Do Dreams Mean Anything?
Am I the butterfly dreaming I'm Chuang Tzu or the other way around?
Do dreams mean anything? We are a bi-mundial species — we live in two worlds, a real world and an imaginary world. It may seem that we spend all our time in the real world but this feeling is an illusion in itself. The time we spend in our thoughts of the past or the future is the time we spend in the imaginary world. How come? Because there is no direct handle on the reality of such thoughts; past is dead and future, mostly unknown. Vedic texts divide states of consciousness into three categories, namely, jagrata, wakeful, svapna, dreaming, and sushupta, sleeping. There are two more states, turiya and turiyatita, for transcendental and beyond.

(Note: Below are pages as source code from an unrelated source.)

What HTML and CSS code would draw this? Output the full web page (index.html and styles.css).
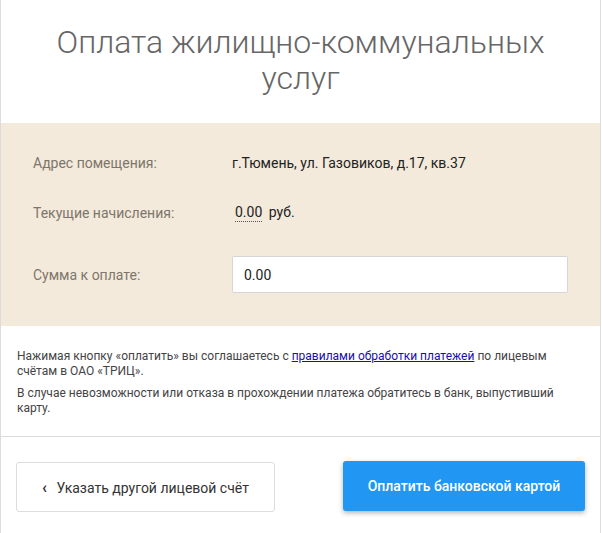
FILE: index.html
```html
<!DOCTYPE html>
<html lang="ru">
<head>
    <meta charset="UTF-8">
    <meta name="viewport" content="width=device-width, initial-scale=1.0">
    <title>Оплата жилищно-коммунальных услуг</title>
    <link rel="stylesheet" href="styles.css">
</head>
<body>

    <div class="card">
        <h1 class="card-title">Оплата жилищно-коммунальных услуг</h1>

        <!-- Данные по лицевому счёту -->
        <div class="details">
            <div class="row row-address">
                <span class="label">Адрес помещения:</span>
                <span class="value">г.Тюмень, ул. Газовиков, д.17, кв.37</span>
            </div>
            <div class="row row-charges">
                <span class="label">Текущие начисления:</span>
                <span class="value"><span class="amount">0.00</span> руб.</span>
            </div>
            <div class="row row-sum">
                <label class="label" for="summa">Сумма к оплате:</label>
                <input type="text" id="summa" class="sum-input" value="0.00">
            </div>
        </div>

        <!-- Примечания -->
        <div class="notes">
            <p>Нажимая кнопку «оплатить» вы соглашаетесь с <a href="#">правилами обработки платежей</a> по лицевым счётам в ОАО «ТРИЦ».</p>
            <p>В случае невозможности или отказа в прохождении платежа обратитесь в банк, выпустивший карту.</p>
        </div>

        <!-- Кнопки -->
        <div class="actions">
            <button class="btn btn-back"><span class="chevron">‹</span> Указать другой лицевой счёт</button>
            <button class="btn btn-pay">Оплатить банковской картой</button>
        </div>
    </div>

</body>
</html>
```

FILE: styles.css
```css
* {
    margin: 0;
    padding: 0;
    box-sizing: border-box;
    font-family: Roboto, 'Liberation Sans', sans-serif;
}

body {
    background-color: #fff;
}

.card {
    width: 601px;
    border-left: 1px solid #dcdcdc;
    border-right: 1px solid #dcdcdc;
    background-color: #fff;
}

.card-title {
    padding: 24px 40px 27px;
    font-size: 32px;
    font-weight: 300;
    line-height: 36px;
    color: #666;
    text-align: center;
}

.details {
    background-color: #f3eadb;
    padding: 22px 32px 33px;
}

.row {
    display: flex;
    align-items: center;
    font-size: 14px;
}

.row-address, .row-charges {
    height: 36px;
}

.row-address {
    margin-bottom: 14px;
}

.row-charges {
    margin-bottom: 25px;
}

.label {
    width: 199px;
    color: #7d766b;
}

.value {
    color: #222;
}

.amount {
    display: inline-block;
    margin: 0 3px;
    border-bottom: 1px dotted #555;
    line-height: 17px;
}

.sum-input {
    width: 336px;
    height: 37px;
    padding: 0 11px;
    border: 1px solid #d6d6d6;
    border-radius: 2px;
    font-size: 14px;
    color: #222;
    background-color: #fff;
}

.notes {
    padding: 23px 16px 20px;
    border-bottom: 1px solid #dcdcdc;
    font-size: 12px;
    line-height: 15px;
    color: #444;
}

.notes p + p {
    margin-top: 7px;
}

.notes a {
    color: #1a0dab;
}

.actions {
    display: flex;
    justify-content: space-between;
    align-items: center;
    padding: 24px 15px 24px;
}

.btn {
    height: 50px;
    font-size: 14px;
    border-radius: 3px;
    cursor: pointer;
}

.btn-back {
    width: 259px;
    margin-top: 1px;
    background-color: #fff;
    border: 1px solid #ddd;
    color: #333;
}

.chevron {
    font-weight: 700;
    font-size: 16px;
    margin-right: 6px;
}

.btn-pay {
    width: 242px;
    margin-top: -1px;
    background-color: #2196f3;
    border: none;
    color: #fff;
    font-weight: 500;
    box-shadow: 0 2px 5px rgba(0, 0, 0, 0.3);
}
```
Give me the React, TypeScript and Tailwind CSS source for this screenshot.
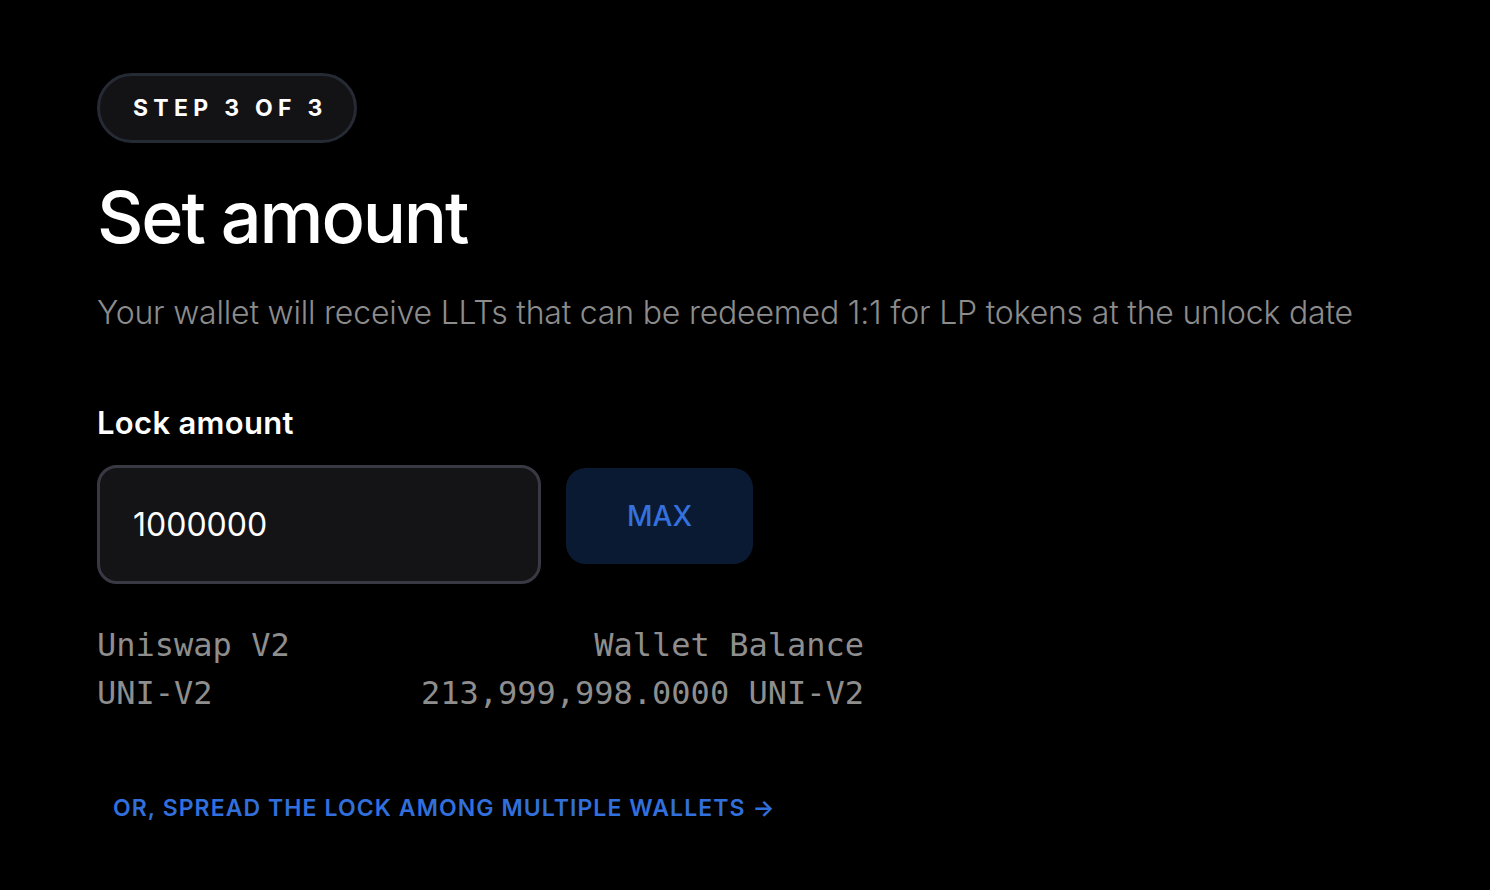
import React from 'react';

const App = () => {
  return (
    <div className="min-h-[890px] w-full bg-black px-[97px] pt-[73px] font-['Inter',sans-serif] text-white">
      {/* Step badge */}
      <div className="inline-flex h-[70px] items-center rounded-full border-[3px] border-[#252a35] bg-[#131316] pl-[33px] pr-[26px]">
        <span className="text-[23px] font-bold tracking-[0.23em] text-white">STEP 3 OF 3</span>
      </div>

      {/* Heading */}
      <h1 className="mt-[38px] text-[72px] font-medium leading-none tracking-[-0.03em]">Set amount</h1>
      <p className="mt-[40px] text-[32px] font-light leading-tight tracking-[-0.006em] text-[#8c8c8c]">
        Your wallet will receive LLTs that can be redeemed 1:1 for LP tokens at the unlock date
      </p>

      {/* Lock amount */}
      <div className="mt-[74px]">
        <label className="block text-[31px] font-semibold leading-none tracking-[0.01em]">Lock amount</label>
        <div className="mt-[27px] flex items-start gap-[25px]">
          <div className="flex h-[119px] w-[444px] items-center rounded-[20px] border-[3px] border-[#393943] bg-[#141417] px-[33px]">
            <span className="text-[32px] text-white">1000000</span>
          </div>
          <button className="mt-[3px] flex h-[96px] w-[187px] items-center justify-center rounded-[20px] bg-[#0b1a33] text-[28px] font-medium text-[#3471dd]">
            MAX
          </button>
        </div>
      </div>

      {/* Token info */}
      <div className="mt-[43px] flex w-[767px] flex-col gap-[12px] font-['DejaVu_Sans_Mono',monospace] text-[32px] leading-[36px] text-[#8e8e8e]">
        <div className="flex justify-between">
          <span>Uniswap V2</span>
          <span>Wallet Balance</span>
        </div>
        <div className="flex justify-between">
          <span>UNI-V2</span>
          <span>213,999,998.0000 UNI-V2</span>
        </div>
      </div>

      {/* Spread link */}
      <button className="mt-[86px] px-4 text-[23px] font-semibold leading-none tracking-[0.047em] text-[#3170dc]">
        OR, SPREAD THE LOCK AMONG MULTIPLE WALLETS →
      </button>
    </div>
  );
};

export default App;
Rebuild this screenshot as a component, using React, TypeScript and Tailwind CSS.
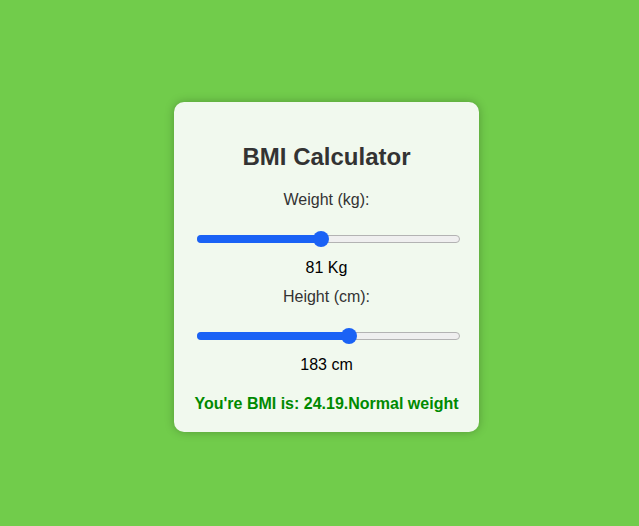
import React from "react";

function Slider({ frac }: { frac: number }) {
  const thumbLeft = frac * (263 - 16);
  return (
    <div className="relative h-4 w-[263px] self-center translate-x-[2px]">
      <div className="absolute left-0 right-0 top-1 h-2 rounded-full border border-[#b3b3b3] bg-[#efefef]" />
      <div
        className="absolute left-0 top-1 h-2 rounded-full bg-[#1a62f5]"
        style={{ width: thumbLeft + 8 }}
      />
      <div
        className="absolute top-0 h-4 w-4 rounded-full bg-[#1a62f5]"
        style={{ left: thumbLeft }}
      />
    </div>
  );
}

export default function App() {
  return (
    <div
      className="flex min-h-screen items-center justify-center bg-[#71cc4b] pl-[14px] pt-[8px]"
      style={{ fontFamily: '"Liberation Sans", Arial, sans-serif' }}
    >
      <div className="flex w-[305px] flex-col rounded-[10px] bg-[#f1f9ee] px-5 pt-5 pb-[19px] text-center shadow-[0_0_10px_rgba(0,0,0,0.25)]">
        <h1 className="mt-[21px] mb-5 h-7 text-[24px] leading-7 font-bold text-[#333]">BMI Calculator</h1>
        <div className="h-[18px] text-[16px] leading-[18px] text-[#333]">Weight (kg):</div>
        <div className="mt-[22px] flex flex-col">
          <Slider frac={0.47} />
        </div>
        <div className="mt-3 h-[18px] text-[16px] leading-[18px] text-black">81 Kg</div>
        <div className="mt-[11px] h-[18px] text-[16px] leading-[18px] text-[#333]">Height (cm):</div>
        <div className="mt-[22px] flex flex-col">
          <Slider frac={0.583} />
        </div>
        <div className="mt-3 h-[18px] text-[16px] leading-[18px] text-black">183 cm</div>
        <div className="mt-[21px] h-[18px] text-[16px] leading-[18px] font-bold text-[#008a00]">
          You're BMI is: 24.19.Normal weight
        </div>
      </div>
    </div>
  );
}
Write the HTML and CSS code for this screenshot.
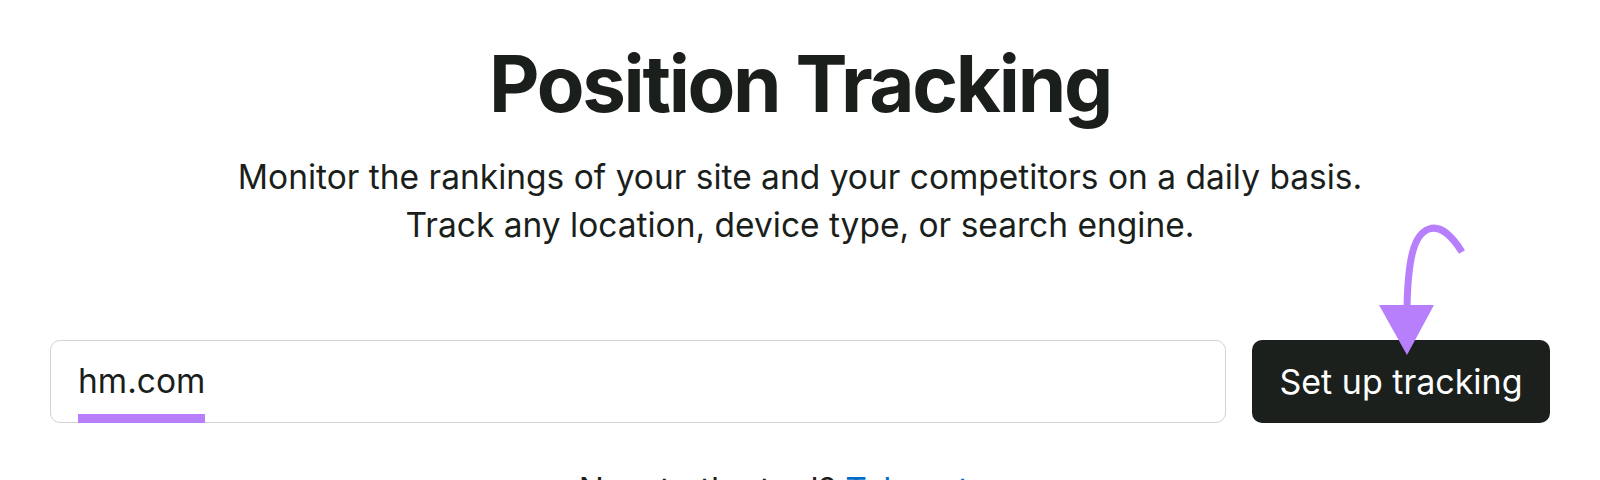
FILE: index.html
```
<!DOCTYPE html>
<html lang="en">
<head>
    <meta charset="UTF-8">
    <meta name="viewport" content="width=device-width, initial-scale=1.0">
    <title>Position Tracking</title>
    <link rel="stylesheet" href="styles.css">
</head>
<body>
    <div class="container">
        <h1 class="title">Position Tracking</h1>
        <p class="subtitle">
            Monitor the rankings of your site and your competitors on a daily basis.<br>
            Track any location, device type, or search engine.
        </p>
        <div class="setup-row">
            <div class="domain-field">
                <span class="domain-value">hm.com</span>
            </div>
            <div class="action">
                <button class="setup-button">Set up tracking</button>
                <svg class="pointer-arrow" width="95" height="137" viewBox="0 0 95 137">
                    <path d="M88 32 C 78 16, 66 5, 55 9 C 40 14, 34 38, 33 88" fill="none" stroke="#b77ffb" stroke-width="7"/>
                    <polygon points="5,85 60,85 33,135" fill="#b77ffb"/>
                </svg>
            </div>
        </div>
        <p class="hint">New to the tool? <a href="#">Take a tour</a></p>
    </div>
</body>
</html>
```

FILE: styles.css
```
body {
    margin: 0;
    background: #fff;
    color: #1b1f1c;
    font-family: Inter, "Noto Sans", sans-serif;
}
.container {
    padding-top: 37px;
}
.title {
    margin: 0;
    text-align: center;
    font-size: 78px;
    line-height: 1.2;
    font-weight: 700;
    letter-spacing: -2.3px;
}
.subtitle {
    margin: 22px 0 0;
    text-align: center;
    font-size: 33.5px;
    line-height: 48px;
}
.setup-row {
    display: flex;
    gap: 26px;
    margin-top: 91px;
    padding: 0 50px 0 50px;
}
.domain-field {
    flex: 1;
    height: 83px;
    box-sizing: border-box;
    border: 1px solid #d3d3d3;
    border-radius: 10px;
    padding: 0 27px;
    display: flex;
    align-items: center;
    font-size: 33.5px;
}
.domain-value {
    position: relative;
}
.domain-value::after {
    content: "";
    position: absolute;
    left: 0;
    right: 0;
    bottom: -22px;
    height: 9px;
    background: #b77ffb;
}
.action {
    position: relative;
}
.setup-button {
    height: 83px;
    width: 298px;
    border: none;
    border-radius: 10px;
    background: #1c201d;
    color: #fff;
    font-family: inherit;
    font-size: 34px;
    cursor: pointer;
}
.pointer-arrow {
    position: absolute;
    left: 122px;
    top: -120px;
}
.hint {
    margin: 43px 0 0;
    text-align: center;
    font-size: 33.5px;
    line-height: 48px;
}
.hint a {
    color: #006dca;
    text-decoration: none;
}
```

On the surface, the distinction seems clear that you are awake when in the wakeful state, while sleeping you are in the sleeping state and other times in your sleep you may be dreaming. Upon closer examination though a deeper truth is revealed — these states, at times, are interchangeable and simultaneous. You could be in the sleeping state even when wide awake. Most people are in fact living their lives like clockwork, they are sleeping. Thoughts and actions in
the dreaming state can easily trigger physical response in the real world. People can get wet, sweaty and scared in their dreams, for example.
Allow me to quote Chuang Tzu from a text also called Chuang Tzu, a classical Taoist treatise. He was a phenomenal Chinese thinker who graced our planet in the fourth century B.C.E.. Quoting him verbatim from a translated text:
"Those who dream of the banquet may weep the next morning, and those who dream of weeping may go out to hunt after dawn. When we dream we do not know that we are dreaming. In our dreams we may even interpret our dreams. Only after we are awake do we know that we have dreamed. But there comes a great awakening, and then we know that life is a great dream. But the stupid think they are awake all the time and believe they know it distinctly.
"Once I, Chuang Tzu, dreamed I was a butterfly and was happy as a butterfly. I was conscious that I was quite pleased with myself, but I did not know that I was Tzu. Suddenly I awoke, and there was I, visibly Tzu. I do not know whether it was Tzu dreaming that he was a butterfly or the butterfly dreaming that he was Tzu. Between Tzu and the butterfly there must be some distinction. This is called the transformation of things."